Должен сказать, что прямого влияния Фаворского как художника я почти на себе не испытывал. Я и работ своих ему не показывал. Это Олег Васильев возил ему свои работы. А я показывал свои Фальку и испытывал на себе сильнейшее влияние фальковской живописи. А вот что поистине потрясло и буквально перевернуло мою душу, это отношение Фаворского к картине, его понимание картины. Это для меня не просто очень важно. Это центральный пункт, основа всей моей самостоятельной работы по сей день, и я должен остановиться на этом подробнее.

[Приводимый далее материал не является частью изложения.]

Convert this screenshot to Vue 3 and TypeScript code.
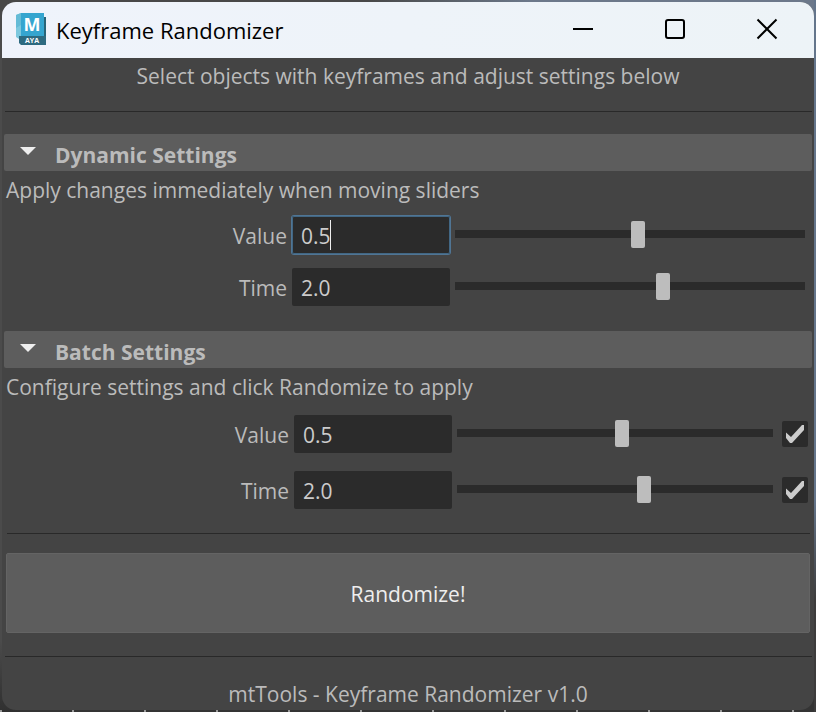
<script setup lang="ts">
import { reactive } from 'vue'

interface Setting {
  id: string
  label: string
  amount: string
  position: number
  focused?: boolean
  enabled?: boolean
}

interface Section {
  id: string
  title: string
  note: string
  open: boolean
  batch: boolean
  settings: Setting[]
}

const sections = reactive<Section[]>([
  {
    id: 'dynamic',
    title: 'Dynamic Settings',
    note: 'Apply changes immediately when moving sliders',
    open: true,
    batch: false,
    settings: [
      { id: 'dynamic-value', label: 'Value', amount: '0.5', position: 524, focused: true },
      { id: 'dynamic-time', label: 'Time', amount: '2.0', position: 598 },
    ],
  },
  {
    id: 'batch',
    title: 'Batch Settings',
    note: 'Configure settings and click Randomize to apply',
    open: true,
    batch: true,
    settings: [
      { id: 'batch-value', label: 'Value', amount: '0.5', position: 523, enabled: true },
      { id: 'batch-time', label: 'Time', amount: '2.0', position: 596, enabled: true },
    ],
  },
])
</script>

<template>
  <div class="desktop">
    <main class="window">
      <header class="titlebar">
        <svg class="logo" viewBox="0 0 30 32" aria-hidden="true">
          <path d="M0 2 5 0v23l-2 3-3-2z" fill="#7cc8de" />
          <path d="M0 2 5 0v12L0 15z" fill="#64bbd6" />
          <path d="M27 4h3v27l-3 1z" fill="#286478" />
          <path d="M5 0h23v23H5z" fill="#35a5cf" />
          <path d="M3 23h27v9H5l-2-2z" fill="#2d6a80" />
          <text class="logo-letter" x="16" y="18" text-anchor="middle">M</text>
          <text class="logo-name" x="16" y="30" text-anchor="middle">AYA</text>
        </svg>
        <h1 class="title">Keyframe Randomizer</h1>
        <div class="controls">
          <button type="button" class="control" aria-label="Minimize">
            <svg viewBox="0 0 22 22"><path d="M1 11h20" /></svg>
          </button>
          <button type="button" class="control" aria-label="Maximize">
            <svg viewBox="0 0 22 22"><rect x="2" y="2" width="18" height="18" rx="2" /></svg>
          </button>
          <button type="button" class="control" aria-label="Close">
            <svg viewBox="0 0 22 22"><path d="m1.500 1.500 19 19m0-19-19 19" /></svg>
          </button>
        </div>
      </header>

      <p class="caption intro">Select objects with keyframes and adjust settings below</p>
      <hr class="rule" />

      <section v-for="section in sections" :key="section.id" class="section" :class="{ batch: section.batch }">
        <h2 class="section-title">
          <button type="button" class="toggle" :aria-expanded="section.open" @click="section.open = !section.open">
            <svg class="arrow" :class="{ closed: !section.open }" viewBox="0 0 16 8" aria-hidden="true">
              <path d="M0 0h16L8 8z" />
            </svg>
            {{ section.title }}
          </button>
        </h2>
        <div v-if="section.open">
          <p class="note">{{ section.note }}</p>
          <div class="rows">
            <div v-for="item in section.settings" :key="item.id" class="row">
              <label class="label" :for="item.id">{{ item.label }}</label>
              <div class="field" :class="{ focused: item.focused }">
                <input :id="item.id" v-model="item.amount" class="amount" type="text" />
                <span v-if="item.focused" class="caret"></span>
              </div>
              <input
                v-model.number="item.position"
                class="slider"
                type="range"
                min="0"
                max="1000"
                :aria-label="item.label + ' slider'"
              />
              <label v-if="section.batch" class="tick">
                <input v-model="item.enabled" type="checkbox" :aria-label="item.label + ' enabled'" />
                <svg v-if="item.enabled" viewBox="0 0 26 26" aria-hidden="true">
                  <path d="M4 11.500 9 16 20 4h2v5L10 22H8l-4-5z" />
                </svg>
              </label>
            </div>
          </div>
        </div>
      </section>

      <hr class="rule inset" />
      <button type="button" class="randomize">Randomize!</button>
      <hr class="rule" />
      <footer class="caption">mtTools - Keyframe Randomizer v1.0</footer>
    </main>
  </div>
</template>

<style>
body {
  margin: 0;
  background: #444;
}
</style>

<style scoped>
* {
  box-sizing: border-box;
}

.desktop {
  min-height: 100vh;
  display: flex;
  padding: 2px;
  background:
    repeating-linear-gradient(90deg, #999 0 2px, transparent 2px 72px) bottom / 100% 2px no-repeat,
    linear-gradient(#64758b 0 500px, #3d3c3c 600px) right / 2px 100% no-repeat,
    linear-gradient(90deg, #484848 45%, #6c788a 65%) top / 100% 20px no-repeat,
    linear-gradient(#4b4b4b 90%, #303030) left / 20px 100% no-repeat,
    #343434;
  font-family: 'Open Sans', 'Noto Sans', sans-serif;
  font-size: 21px;
  line-height: 28px;
  color: #bbb;
}

.window {
  flex: 1;
  display: flex;
  flex-direction: column;
  min-width: 0;
  background: #444;
  border-radius: 14px;
  overflow: hidden;
}

.titlebar {
  display: flex;
  align-items: center;
  height: 56px;
  padding: 0 1px 0 14px;
  background: linear-gradient(90deg, #eff3fb, #edf3f7);
  color: #000;
}

.logo {
  width: 30px;
  height: 32px;
  margin-bottom: 2px;
}

.logo text {
  fill: #fff;
  font-weight: 700;
}

.logo-letter {
  font-size: 18px;
}

.logo-name {
  font-size: 7px;
}

.title {
  flex: 1;
  margin: 0 0 0 10px;
  font-size: 22px;
  font-weight: 400;
}

.controls {
  display: flex;
}

.control {
  width: 92px;
  height: 56px;
  padding: 0 0 2px;
  border: 0;
  background: none;
}

.control svg {
  display: block;
  width: 22px;
  height: 22px;
  margin: 0 auto;
  fill: none;
  stroke: #000;
  stroke-width: 2;
}

.caption {
  margin: 0;
  text-align: center;
}

.intro {
  padding: 4px 0 21px;
}

.rule {
  width: auto;
  height: 1px;
  margin: 0 2px 0 3px;
  border: 0;
  background: #292929;
}

.rule.inset {
  margin: 24px 4px 19px 5px;
}

.section {
  margin: 22px 2px 0;
}

.section.batch {
  margin-top: 25px;
}

.section-title {
  margin: 0;
  font-size: inherit;
}

.toggle {
  display: flex;
  align-items: center;
  width: 100%;
  height: 37px;
  padding: 4px 16px 0;
  border: 0;
  border-radius: 2px;
  background: #5d5d5d;
  color: #bbb;
  font: inherit;
  font-weight: 700;
}

.arrow {
  width: 16px;
  height: 8px;
  margin: 0 19px 8px 0;
  fill: #eee;
}

.arrow.closed {
  transform: rotate(-90deg);
}

.note {
  margin: 0;
  padding: 5px 2px 12px;
}

.batch .note {
  padding-bottom: 14px;
}

.rows {
  display: grid;
  gap: 14px;
  padding-right: 7px;
}

.batch .rows {
  gap: 18px;
  padding: 0 4px 0 2px;
}

.row {
  display: flex;
  align-items: center;
  height: 38px;
}

.label {
  width: 283px;
  padding-top: 2px;
  text-align: right;
}

.field {
  position: relative;
  width: 158px;
  height: 38px;
  margin: 0 5px;
}

.amount {
  display: block;
  width: 100%;
  height: 100%;
  padding: 2px 9px 0;
  border: 0;
  border-radius: 2px;
  outline: 0;
  background: #2b2b2b;
  color: #ccc;
  font: inherit;
}

.focused .amount {
  box-shadow: 0 0 0 1px #507594, inset 0 0 0 1px #426784;
}

.caret {
  position: absolute;
  top: 4px;
  left: 38px;
  width: 1px;
  height: 30px;
  background: #eee;
}

.slider {
  flex: 1;
  min-width: 0;
  height: 27px;
  margin: 0 0 2px;
  appearance: none;
  background: linear-gradient(#2b2b2b, #2b2b2b) center / 100% 8px no-repeat;
  border-radius: 2px;
}

.slider::-webkit-slider-thumb {
  width: 14px;
  height: 27px;
  appearance: none;
  border-radius: 2px;
  background: #bdbdbd;
}

.tick {
  position: relative;
  width: 26px;
  height: 26px;
  margin-left: 9px;
}

.tick input {
  display: block;
  width: 26px;
  height: 26px;
  margin: 0;
  appearance: none;
  border-radius: 2px;
  background: #2b2b2b;
}

.tick svg {
  position: absolute;
  inset: 0;
  fill: #ccc;
  pointer-events: none;
}

.randomize {
  height: 80px;
  margin: 0 4px 23px;
  padding: 2px 0 0;
  border: 1px solid #646464;
  border-radius: 2px;
  background: #5d5d5d;
  color: #eee;
  font: inherit;
}

footer.caption {
  padding-top: 23px;
}
</style>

До знакомства с Владимиром Андреевичем отношение к картине было у меня чисто прагматическим: вот пустое место, где я могу изобразить все что угодно, все что захочу. Надо просто сделать хорошо. Нужную краску на нужное место, если не выходит, значит, не туда краску положил, или нужно фигуру подвинуть, или еще что-нибудь поискать. А почему и отчего, я и не задумывался, просто чтобы было хорошо.
Первое же высказывание Фаворского о том, что картина существует еще до того, как на ней что-либо изображено, меня поразило. Дальше – больше. Оказалось, что природа картины двойная. С одной стороны, это предмет, существующий в ряду других предметов, так же как стул, стол, полка, и в качестве такового может висеть на стене и являться частью комнатного интерьера. Картина-предмет имеет край (или раму), поверхность, на которую может быть положена краска. Это, так сказать, материальная часть картины.

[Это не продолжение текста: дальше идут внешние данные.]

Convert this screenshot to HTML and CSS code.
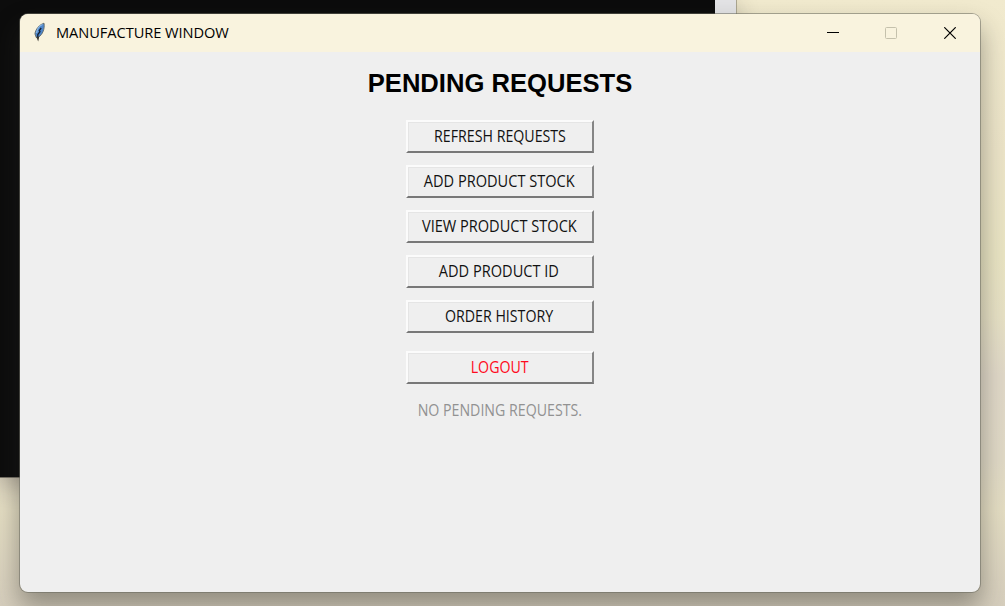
FILE: index.html
```html
<!DOCTYPE html>
<html lang="en">
<head>
<meta charset="utf-8">
<title>Manufacture Window</title>
<link rel="stylesheet" href="styles.css">
</head>
<body>
<div class="desktop">
  <div class="console"></div>
  <main class="window">
    <header class="titlebar">
      <svg class="feather" width="16" height="22" viewBox="0 0 16 22">
        <path d="M12 1.2 C7.6 2.5 3.2 7.5 3 12 L4.3 15.6 L6.4 15.3 C10.5 12.5 13 7 12 1.2Z" fill="#4d86cc" stroke="#66706f" stroke-width="1"/>
        <path d="M10.5 2.5 C7 4 4.8 8 4.6 11" fill="none" stroke="#8db9e8" stroke-width="1.2"/>
        <path d="M9.2 6 L7.3 8.5 L8 9.6 L5.8 12.5 L5.8 16" fill="none" stroke="#142032" stroke-width="1.3"/>
        <path d="M4.3 14.8 L7.2 14.8 L6.2 19.6 Z" fill="#38352f"/>
      </svg>
      <span class="title">MANUFACTURE WINDOW</span>
      <div class="controls">
        <svg width="12" height="12" viewBox="0 0 12 12"><path d="M0 5.5H12" stroke="#000"/></svg>
        <svg width="12" height="12" viewBox="0 0 12 12"><rect x=".5" y=".5" width="11" height="11" rx="1" fill="none" stroke="#c5c1ac"/></svg>
        <svg class="close" width="12" height="12" viewBox="0 0 12 12"><path d="M.3 .3L11.7 11.7M11.7 .3L.3 11.7" stroke="#000" stroke-width="1.2"/></svg>
      </div>
    </header>
    <section class="content">
      <h1 class="heading">PENDING REQUESTS</h1>
      <div class="actions">
        <button class="btn"><span class="label">REFRESH REQUESTS</span></button>
        <button class="btn"><span class="label wide">ADD PRODUCT STOCK</span></button>
        <button class="btn"><span class="label wide">VIEW PRODUCT STOCK</span></button>
        <button class="btn id"><span class="label wide">ADD PRODUCT ID</span></button>
        <button class="btn"><span class="label">ORDER HISTORY</span></button>
        <button class="btn logout"><span class="label">LOGOUT</span></button>
      </div>
      <p class="status"><span class="label">NO PENDING REQUESTS.</span></p>
    </section>
  </main>
</div>
</body>
</html>
```
FILE: styles.css
```css
* { box-sizing: border-box; }
body { margin: 0; overflow: hidden; font-family: "Open Sans", "Noto Sans", sans-serif; }
.desktop {
  position: relative;
  width: 1005px;
  height: 606px;
  padding: 13px 24px 13px 19px;
  background: linear-gradient(180deg, #f1eace 0, #ece4c8 25%, #e9e4c3 42%, #e7e1c5 52%, #e0d8c8 62%, #e0d9c6 76%, #e4ddc3 84%, #d6cebd 100%);
}
.console {
  position: absolute;
  left: 0;
  top: 0;
  width: 736px;
  height: 478px;
  background: #0c0c0c;
  border-right: 21px solid #e3e3e5;
  border-bottom: 1px solid #777267;
  box-shadow: 1px 0 0 #aaa58f, 0 6px 22px rgba(50, 40, 35, .3);
}
.window {
  position: relative;
  width: 962px;
  height: 580px;
  background: #efefef;
  background-clip: padding-box;
  border: 1px solid rgba(105, 105, 95, .55);
  border-radius: 9px;
  overflow: hidden;
  box-shadow: 0 14px 26px rgba(40, 40, 35, .4);
}
.titlebar {
  display: flex;
  align-items: center;
  height: 38px;
  padding: 0 24px 0 12px;
  background: #f9f3de;
}
.feather { margin-right: 8px; }
.title {
  margin-top: -2px;
  font-size: 15.3px;
  letter-spacing: -.05px;
  color: #000;
  white-space: nowrap;
  transform: scaleX(.955);
  transform-origin: left;
}
.controls { display: flex; gap: 46px; margin-left: auto; }
.controls svg { display: block; margin-left: -1px; margin-right: 1px; }
.controls .close { margin: 0; }
.content { display: flex; flex-direction: column; align-items: center; padding-top: 15px; }
.heading {
  margin: 0 0 21px;
  font: bold 25.6px/32px "Liberation Sans", Arial, sans-serif;
  color: #000;
}
.actions { display: flex; flex-direction: column; gap: 12px; }
.btn {
  width: 188px;
  height: 33px;
  padding: 0 1px 1px 0;
  font: 15.5px/20px "Open Sans", "Noto Sans", sans-serif;
  color: #111;
  white-space: nowrap;
  background: #efefef;
  border: 2px solid;
  border-color: #fbfbfb #858585 #787878 #fbfbfb;
  box-shadow: inset 1px 1px 0 #e5e5e5;
}
.label { display: inline-block; transform: scaleX(.915); }
.wide { transform: scaleX(.94); }
.btn .label { margin: 0 -10px; }
.id { padding-right: 3px; }
.logout { margin-top: 6px; color: #ff0a20; }
.status { margin: 15px 0 0; font-size: 15.5px; line-height: 22px; color: #929292; }
```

Но одновременно картина является пространством. Как и всякий четырехугольник ограниченной поверхности, она имеет центр, периферию, край, располагающие разной по характеру и по количеству энергией. У картины есть свой горизонт и две диагонали, то есть все пространственные возможности, она располагает своим внутренним пространством. Поверхность отделяет ее от внешнего мира, и одновременно через поверхность она с внешним миром общается.
То есть картина – сложная, строго организованная система, а вовсе не аморфное поле деятельности. И она совсем не безразлична к тому, что на ней изображено. Художник, работающий с картиной, вовсе не творец, создающий свои законы, а собеседник. Работа с картиной – это диалог, в котором художник задает вопросы, а картина отвечает.